▶ Input data:
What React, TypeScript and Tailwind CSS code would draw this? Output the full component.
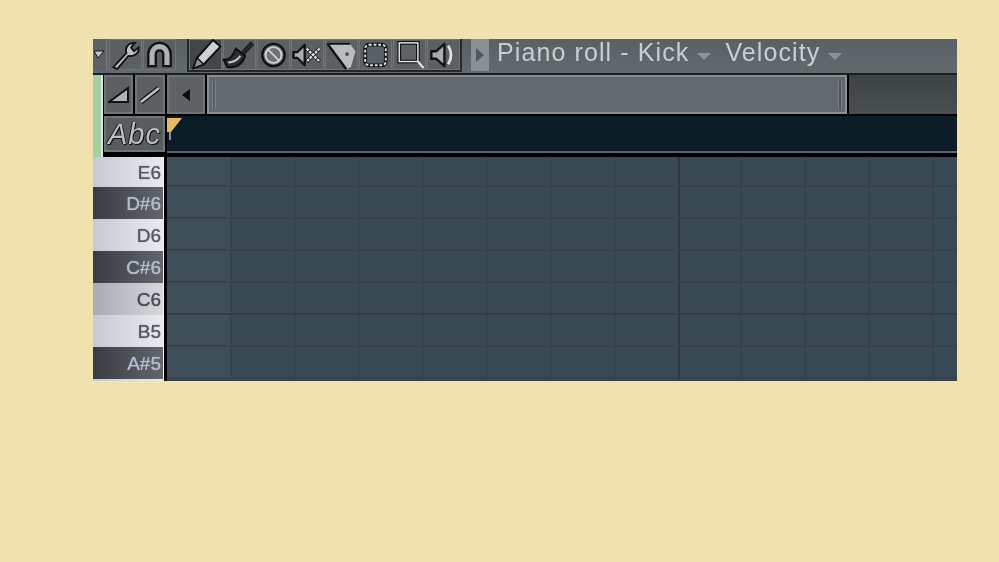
import React from 'react';

const keys = [
  { label: 'E6', h: 'h-[30px]', tone: 'white' },
  { label: 'D#6', h: 'h-[32px]', tone: 'black' },
  { label: 'D6', h: 'h-[32px]', tone: 'white' },
  { label: 'C#6', h: 'h-[32px]', tone: 'black' },
  { label: 'C6', h: 'h-[32px]', tone: 'grey' },
  { label: 'B5', h: 'h-[32px]', tone: 'white' },
  { label: 'A#5', h: 'h-[32px]', tone: 'black' },
  { label: '', h: 'h-[2px]', tone: 'white' },
];

const toneClass: Record<string, string> = {
  white: 'bg-gradient-to-r from-[#c6cad0] to-[#e8eaf0] text-[#565a66]',
  black: 'bg-gradient-to-r from-[#3a3c42] to-[#62666c] text-[#b4bece]',
  grey: 'bg-gradient-to-r from-[#a8abb0] to-[#d6d8dc] text-[#464c58]',
};

const columns = [65, 64, 64, 64, 64, 64, 64, 64, 62, 64, 64, 64, 64, 22];
const rowHeights = [30, 32, 32, 32, 32, 32, 32, 2];

const ToolButton = ({ active, children }: { active?: boolean; children: React.ReactNode }) => (
  <div
    className={
      'flex h-[31px] w-[33px] shrink-0 items-center justify-center border border-[#6e7478] ' +
      (active ? 'bg-[#41464a]' : 'bg-[#5a6064]')
    }
  >
    <svg viewBox="0 0 30 30" className="h-[28px] w-[29px] overflow-visible" fill="none">
      {children}
    </svg>
  </div>
);

const SpeakerShape = () => (
  <path d="M2 11h5l9-8v24l-9-8H2z" fill="#a6abaf" stroke="#101214" strokeWidth="2.5" strokeLinejoin="round" />
);

const Caret = () => (
  <svg viewBox="0 0 14 8" className="h-[8px] w-[14px]">
    <path d="M0 1h14L7 8z" fill="#8d9499" />
  </svg>
);

export default function App() {
  return (
    <div className="h-[562px] w-[999px] overflow-hidden bg-[#efe2b0] pl-[93px] pt-[39px] font-['Liberation_Sans',sans-serif]">
      <div className="flex h-[342px] w-[864px] flex-col overflow-hidden bg-black blur-[0.4px]">
        {/* Toolbar */}
        <div className="flex h-[34px] items-start bg-gradient-to-b from-[#5a6165] to-[#636a6e]">
          <div className="flex h-[31px] w-[14px] shrink-0 items-center justify-end border-r border-[#777d81] bg-[#5c6266]">
            <svg viewBox="0 0 12 10" className="h-[10px] w-[12px]">
              <path d="M0 1h10L4 8z" fill="#c4c8ca" stroke="#111" />
            </svg>
          </div>
          <div className="ml-[2px] flex shrink-0 gap-[1px]">
            <ToolButton>
              <path d="M2 28 16 13c-2-6 2-11 9-11l-4 5 3 4 5-4c1 6-5 10-11 9L6 30z" fill="#bcc1c4" stroke="#101214" strokeWidth="2" />
            </ToolButton>
            <ToolButton>
              <path d="M3 27V14a12 12 0 0 1 24 0v13h-8V14a4 4 0 0 0-8 0v13z" fill="#aeb3b6" stroke="#101214" strokeWidth="2.5" />
            </ToolButton>
          </div>
          <div className="ml-[11px] flex h-[33px] shrink-0 gap-[1px] border-x-2 border-b-2 border-[#25282b]">
            <ToolButton active>
              <path d="m2 29 4-11L23-1l8 7-18 19z" fill="#ccd1d4" stroke="#0c0e10" strokeWidth="2" />
              <path d="m2 29 4-11 7 7z" fill="#8b9093" stroke="#0c0e10" strokeWidth="1.5" />
            </ToolButton>
            <ToolButton>
              <path d="m16 13 11-12 3 3-11 12z" fill="#25282a" stroke="#0c0e10" />
              <path d="M-2 20c6 1 10-4 13-12l10 8c-3 9-10 13-19 12z" fill="#2c2f32" stroke="#0c0e10" strokeWidth="2" />
              <path d="M3 23c6 0 10-3 13-7" stroke="#c4c9cc" strokeWidth="2" />
            </ToolButton>
            <ToolButton>
              <circle cx="15" cy="15" r="12" stroke="#101214" strokeWidth="2.5" fill="#6d7377" />
              <circle cx="15" cy="15" r="8.5" stroke="#d0d4d6" strokeWidth="2" />
              <path d="m9 9 12 12" stroke="#d0d4d6" strokeWidth="2" />
            </ToolButton>
            <ToolButton>
              <path d="M0 12h4l8-8v22l-8-8H0z" fill="#a6abaf" stroke="#101214" strokeWidth="2.5" strokeLinejoin="round" />
              <path d="m14 8 14 14M28 8 14 22" stroke="#101214" strokeWidth="4" />
              <path d="m14 8 14 14M28 8 14 22" stroke="#dde0e2" strokeWidth="2.5" strokeDasharray="3 1" />
            </ToolButton>
            <ToolButton>
              <path d="M0 3h24l6 8-5 17-5 2z" fill="#b8bdc0" />
              <path d="M0 3 20 30" stroke="#101214" strokeWidth="2.5" />
              <path d="M0 3h24" stroke="#101214" strokeWidth="2" />
              <circle cx="21" cy="14" r="2" fill="#4a4f52" />
            </ToolButton>
            <ToolButton>
              <rect x="4" y="4" width="22" height="22" rx="4" stroke="#101214" strokeWidth="4" />
              <rect x="4" y="4" width="22" height="22" rx="4" stroke="#dde0e2" strokeWidth="2" strokeDasharray="3 2" />
            </ToolButton>
            <ToolButton>
              <rect x="4" y="2" width="20" height="20" fill="#5d6367" stroke="#101214" strokeWidth="4" />
              <rect x="4" y="2" width="20" height="20" stroke="#dde0e2" strokeWidth="1.6" />
              <path d="m24 22 6 7" stroke="#dde0e2" strokeWidth="2.5" />
            </ToolButton>
            <ToolButton>
              <SpeakerShape />
              <path d="M20 5c4 6 4 14 0 20" stroke="#dde0e2" strokeWidth="3" />
            </ToolButton>
          </div>
          <div className="ml-[9px] flex h-[32px] w-[18px] shrink-0 items-center justify-center bg-[#8a9094]">
            <svg viewBox="0 0 8 14" className="h-[14px] w-[8px]">
              <path d="M0 0l8 7-8 7z" fill="#53595d" />
            </svg>
          </div>
          <div className="ml-[8px] flex h-[27px] items-center whitespace-nowrap text-[25px] leading-none tracking-[1.1px] text-[#c9ced2]">
            <span>Piano roll - Kick</span>
            <span className="ml-[8px] mt-[6px]"><Caret /></span>
            <span className="ml-[14px]">Velocity</span>
            <span className="ml-[8px] mt-[6px]"><Caret /></span>
          </div>
        </div>

        {/* Scroll row + label row */}
        <div className="flex h-[84px] border-t-2 border-[#1c1f22] bg-black">
          <div className="w-[8px] shrink-0 bg-[#a5d0a5]" />
          <div className="w-[2px] shrink-0 bg-[#dfe8dc]" />
          <div className="ml-[1px] flex min-w-0 flex-1 flex-col">
            <div className="flex h-[41px] items-stretch border-b-2 border-black">
              <div className="flex shrink-0 gap-[2px]">
                <div className="flex w-[29px] items-center justify-center border-2 border-[#6e7478] bg-[#5a6064]">
                  <svg viewBox="0 0 22 18" className="h-[18px] w-[22px]">
                    <path d="M1 16 20 2v14z" fill="#aeb3b6" stroke="#101214" strokeWidth="2" />
                  </svg>
                </div>
                <div className="flex w-[30px] items-center justify-center border-2 border-[#6e7478] bg-[#5a6064]">
                  <svg viewBox="0 0 22 18" className="h-[18px] w-[22px]">
                    <path d="M2 16 20 2" stroke="#101214" strokeWidth="5" />
                    <path d="M2 16 20 2" stroke="#bcc1c4" strokeWidth="2.5" />
                  </svg>
                </div>
              </div>
              <div className="ml-[2px] flex w-[38px] shrink-0 items-center justify-center border-2 border-[#6e7478] bg-[#5c6266]">
                <svg viewBox="0 0 8 12" className="h-[12px] w-[8px]">
                  <path d="M8 0 0 6l8 6z" fill="#0b0d0e" />
                </svg>
              </div>
              <div className="ml-[2px] flex w-[640px] shrink-0 items-center justify-between border-2 border-[#8a9094] bg-[#62686d] px-[3px]">
                <div className="h-[28px] w-[4px] border-x border-[#7d8488] bg-[#565c60]" />
                <div className="h-[28px] w-[4px] border-x border-[#7d8488] bg-[#4c5256]" />
              </div>
              <div className="ml-[2px] flex-1 bg-gradient-to-b from-[#3e4345] to-[#4a4f51]" />
            </div>
            <div className="flex h-[41px]">
              <div className="flex h-[36px] w-[61px] shrink-0 items-center justify-center border-2 border-[#6e7478] bg-[#565c60] text-[29px] italic leading-none tracking-[1px] text-[#bcc1c5] [text-shadow:1px_1px_0_#101214,-1px_0_0_#101214]">
                Abc
              </div>
              <div className="ml-[2px] flex-1">
                <div className="h-[35px] bg-[#0c1c26]">
                  <svg viewBox="0 0 15 24" className="h-[24px] w-[15px]">
                    <path d="M0 2h15L4 16H0z" fill="#e8b766" />
                    <path d="M3 16v8" stroke="#8b9194" strokeWidth="2" />
                  </svg>
                </div>
                <div className="h-[2px] bg-[#5a6468]" />
              </div>
            </div>
          </div>
        </div>

        {/* Piano keys and note grid */}
        <div className="flex min-h-0 flex-1">
          <div className="flex w-[71px] shrink-0 flex-col border-r border-[#f0f2f6]">
            {keys.map((key, i) => (
              <div
                key={i}
                className={`flex items-center justify-end pr-[2px] text-[19px] leading-none [text-shadow:0_0_1px_currentColor] ${key.h} ${toneClass[key.tone]}`}
              >
                {key.label}
              </div>
            ))}
          </div>
          <div className="ml-[3px] min-w-0 flex-1 overflow-hidden bg-[#3a4a54]">
            {rowHeights.map((h, r) => (
              <div key={r} className="flex" style={{ height: h }}>
                {columns.map((w, c) => (
                  <div
                    key={c}
                    style={{ width: w }}
                    className={
                      'shrink-0 border-b-2 border-r-2 ' +
                      (c === 7 ? 'border-r-[#2a3943] ' : 'border-r-[#35454f] ') +
                      (r === 4 ? 'border-b-[#2f3e48] ' : 'border-b-[#35444e] ') +
                      (c === 0 ? 'bg-[#3f4f59]' : '')
                    }
                  />
                ))}
              </div>
            ))}
          </div>
        </div>
      </div>
    </div>
  );
}
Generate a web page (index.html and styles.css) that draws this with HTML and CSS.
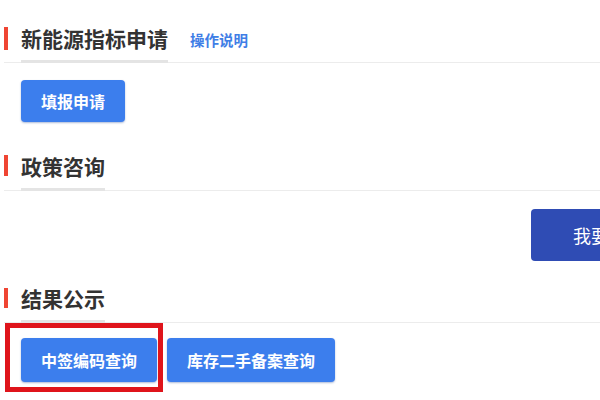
FILE: index.html
```html
<!DOCTYPE html>
<html lang="zh-CN">
<head>
<meta charset="utf-8">
<title>新能源指标</title>
<link rel="stylesheet" href="styles.css">
</head>
<body>
<div class="page">
  <section class="sec sec-apply">
    <div class="sec-head">
      <span class="mark"></span>
      <h2 class="sec-title">新能源指标申请</h2>
      <a class="help-link" href="#">操作说明</a>
    </div>
    <div class="sec-body">
      <a class="btn" href="#">填报申请</a>
    </div>
  </section>

  <section class="sec sec-policy">
    <div class="sec-head">
      <span class="mark"></span>
      <h2 class="sec-title">政策咨询</h2>
    </div>
    <div class="sec-body body-right">
      <a class="btn btn-dark" href="#">我要咨询</a>
    </div>
  </section>

  <section class="sec sec-result">
    <div class="sec-head">
      <span class="mark"></span>
      <h2 class="sec-title">结果公示</h2>
    </div>
    <div class="sec-body body-row">
      <a class="btn btn-tall" href="#">中签编码查询</a>
      <a class="btn btn-tall" href="#">库存二手备案查询</a>
      <span class="highlight-box"></span>
    </div>
  </section>
</div>
</body>
</html>
```

FILE: styles.css
```css
html {
  overflow: hidden;
}

html, body {
  margin: 0;
  padding: 0;
  background: #ffffff;
}

body {
  font-family: "Noto Sans CJK SC", "Noto Sans", "Liberation Sans", sans-serif;
  color: #333333;
  height: 400px;
}

.page {
  width: 700px;
  padding-left: 4px;
}

.sec-head {
  display: flex;
  align-items: flex-start;
  border-bottom: 1px solid #ececec;
}

.mark {
  width: 4px;
  height: 23px;
  background: #ef4533;
  flex: none;
}

.sec-title {
  margin: 0 0 -1px 13px;
  font-size: 21px;
  line-height: 23px;
  font-weight: 700;
  color: #333333;
  padding-bottom: 10px;
  border-bottom: 3px solid #e4e4e4;
}

.help-link {
  margin: 3px 0 0 22px;
  font-size: 14.5px;
  line-height: 20px;
  font-weight: 700;
  color: #3f7ee6;
  text-decoration: none;
}

.sec-apply {
  padding-top: 27px;
}

.sec-apply .sec-body {
  padding: 17px 0 0 17px;
}

.sec-policy {
  margin-top: 33px;
}

.sec-policy .mark {
  height: 21px;
}

.body-right {
  display: flex;
  justify-content: flex-end;
  padding: 18px 17px 0 0;
}

.sec-result {
  margin-top: 26px;
}

.sec-result .mark {
  height: 20px;
  margin-top: 1px;
}

.body-row {
  position: relative;
  display: flex;
  gap: 10px;
  padding: 15px 0 0 17px;
}

.btn {
  display: inline-flex;
  align-items: center;
  justify-content: center;
  height: 42px;
  padding: 0 20px;
  background: #3c7eed;
  color: #ffffff;
  font-size: 16px;
  font-weight: 700;
  text-decoration: none;
  border-radius: 4px;
  box-shadow: 0 1px 2px rgba(20, 60, 140, 0.35);
  white-space: nowrap;
}

.btn-tall {
  height: 44px;
}

.btn-dark {
  height: 52px;
  padding: 0 42px;
  background: #2f4cb4;
  font-size: 18px;
  font-weight: 400;
  border-radius: 4px;
  box-shadow: none;
}

.highlight-box {
  position: absolute;
  left: 1px;
  top: 0;
  width: 148px;
  height: 59px;
  border: 5px solid #df141b;
}
```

▶ Problem to solve: Go through the preceding material and copy each line that has the word "page".

▶ Reply to the task:
Generate a web page (index.html and styles.css) that draws this with HTML and CSS.
<div class="page">
.page {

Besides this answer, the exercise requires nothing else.